• PROBLEM REQUIREMENTS
Filter for the word "index" and keep each matching line.

□ □ □

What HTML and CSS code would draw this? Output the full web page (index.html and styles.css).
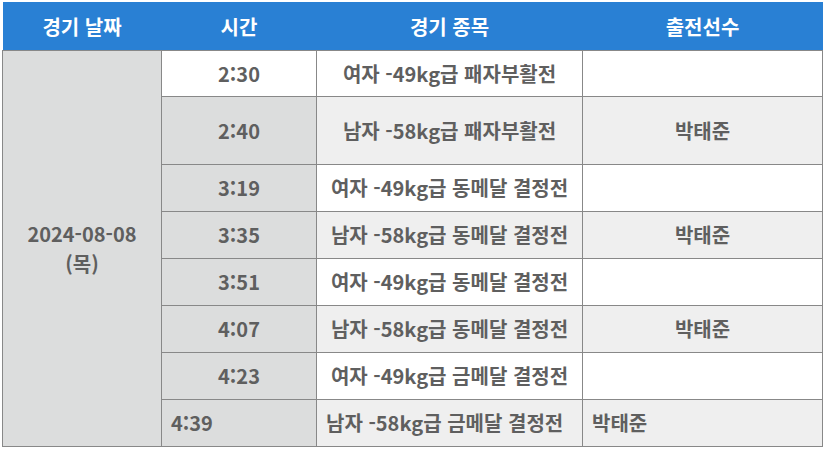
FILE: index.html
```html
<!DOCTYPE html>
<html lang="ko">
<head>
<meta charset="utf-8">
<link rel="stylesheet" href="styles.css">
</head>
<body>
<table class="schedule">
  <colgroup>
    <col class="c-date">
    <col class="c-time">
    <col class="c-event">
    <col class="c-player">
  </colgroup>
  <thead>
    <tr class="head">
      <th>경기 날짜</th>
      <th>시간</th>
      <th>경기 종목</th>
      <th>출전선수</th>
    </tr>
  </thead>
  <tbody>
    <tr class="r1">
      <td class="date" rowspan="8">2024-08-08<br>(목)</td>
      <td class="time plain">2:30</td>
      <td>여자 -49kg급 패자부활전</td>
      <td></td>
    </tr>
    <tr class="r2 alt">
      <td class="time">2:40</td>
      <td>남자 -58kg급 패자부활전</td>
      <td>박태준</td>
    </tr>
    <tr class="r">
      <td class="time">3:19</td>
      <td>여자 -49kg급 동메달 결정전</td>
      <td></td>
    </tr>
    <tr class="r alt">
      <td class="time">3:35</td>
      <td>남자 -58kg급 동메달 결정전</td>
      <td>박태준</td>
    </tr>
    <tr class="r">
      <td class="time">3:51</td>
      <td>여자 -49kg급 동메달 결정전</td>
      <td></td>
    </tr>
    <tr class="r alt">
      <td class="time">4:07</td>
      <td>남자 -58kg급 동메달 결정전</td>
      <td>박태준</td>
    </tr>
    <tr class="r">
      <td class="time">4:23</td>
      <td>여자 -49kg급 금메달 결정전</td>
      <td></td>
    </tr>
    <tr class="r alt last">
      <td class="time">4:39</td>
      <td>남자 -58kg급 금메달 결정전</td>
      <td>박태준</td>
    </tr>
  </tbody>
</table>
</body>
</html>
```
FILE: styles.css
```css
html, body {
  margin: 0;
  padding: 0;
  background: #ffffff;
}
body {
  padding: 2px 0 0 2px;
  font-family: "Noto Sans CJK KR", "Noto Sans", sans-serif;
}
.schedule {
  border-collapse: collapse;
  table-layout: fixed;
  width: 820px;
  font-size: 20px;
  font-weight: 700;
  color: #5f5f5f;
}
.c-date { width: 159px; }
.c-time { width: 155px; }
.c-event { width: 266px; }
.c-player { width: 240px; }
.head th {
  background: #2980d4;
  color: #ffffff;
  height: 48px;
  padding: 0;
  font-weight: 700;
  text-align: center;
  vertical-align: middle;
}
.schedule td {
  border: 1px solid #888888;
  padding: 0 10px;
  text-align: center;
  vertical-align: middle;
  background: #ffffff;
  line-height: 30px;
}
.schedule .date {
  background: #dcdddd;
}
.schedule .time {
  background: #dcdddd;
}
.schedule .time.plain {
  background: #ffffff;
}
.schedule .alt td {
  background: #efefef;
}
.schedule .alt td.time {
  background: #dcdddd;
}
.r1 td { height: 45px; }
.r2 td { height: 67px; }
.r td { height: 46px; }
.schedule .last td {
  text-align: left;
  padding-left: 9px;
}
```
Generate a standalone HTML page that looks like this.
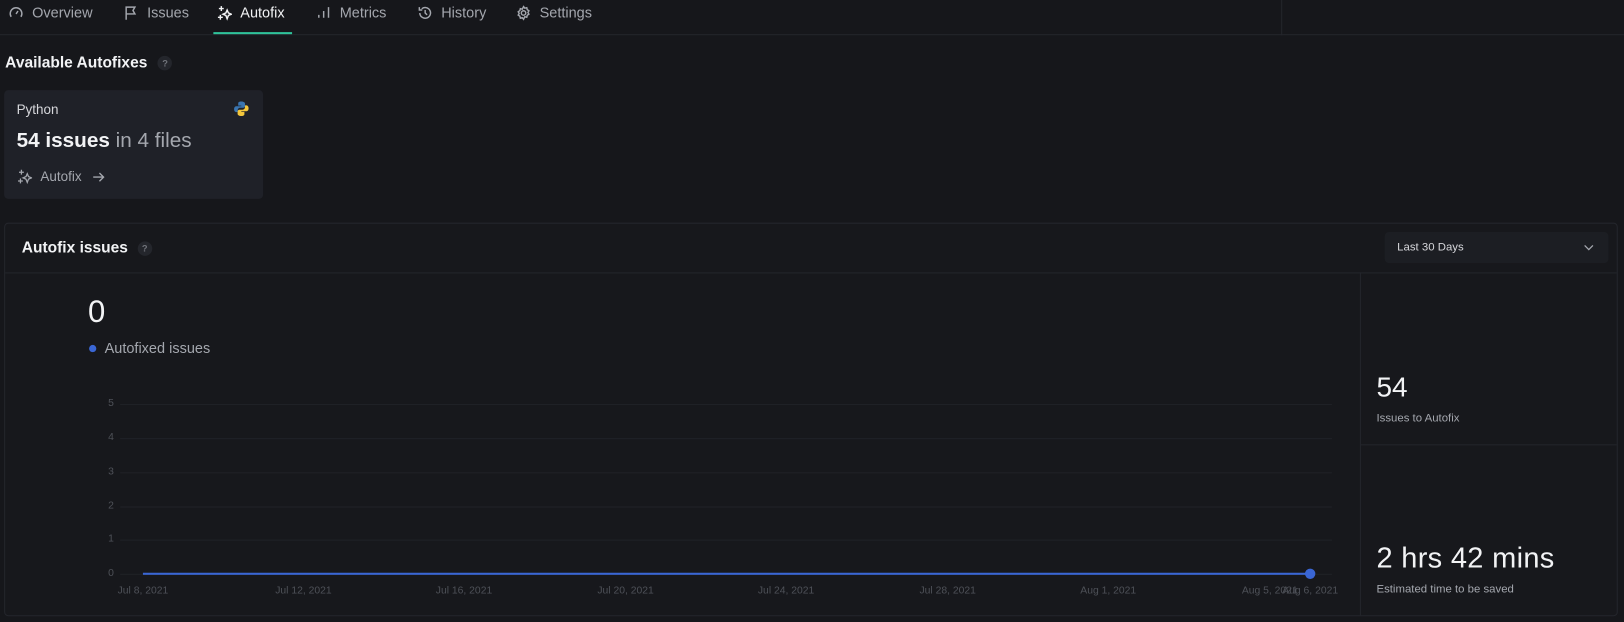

□ □ □

• SOLUTION TO THIS EXERCISE
What HTML and CSS code would draw this? Output the full web page (index.html and styles.css).
FILE: index.html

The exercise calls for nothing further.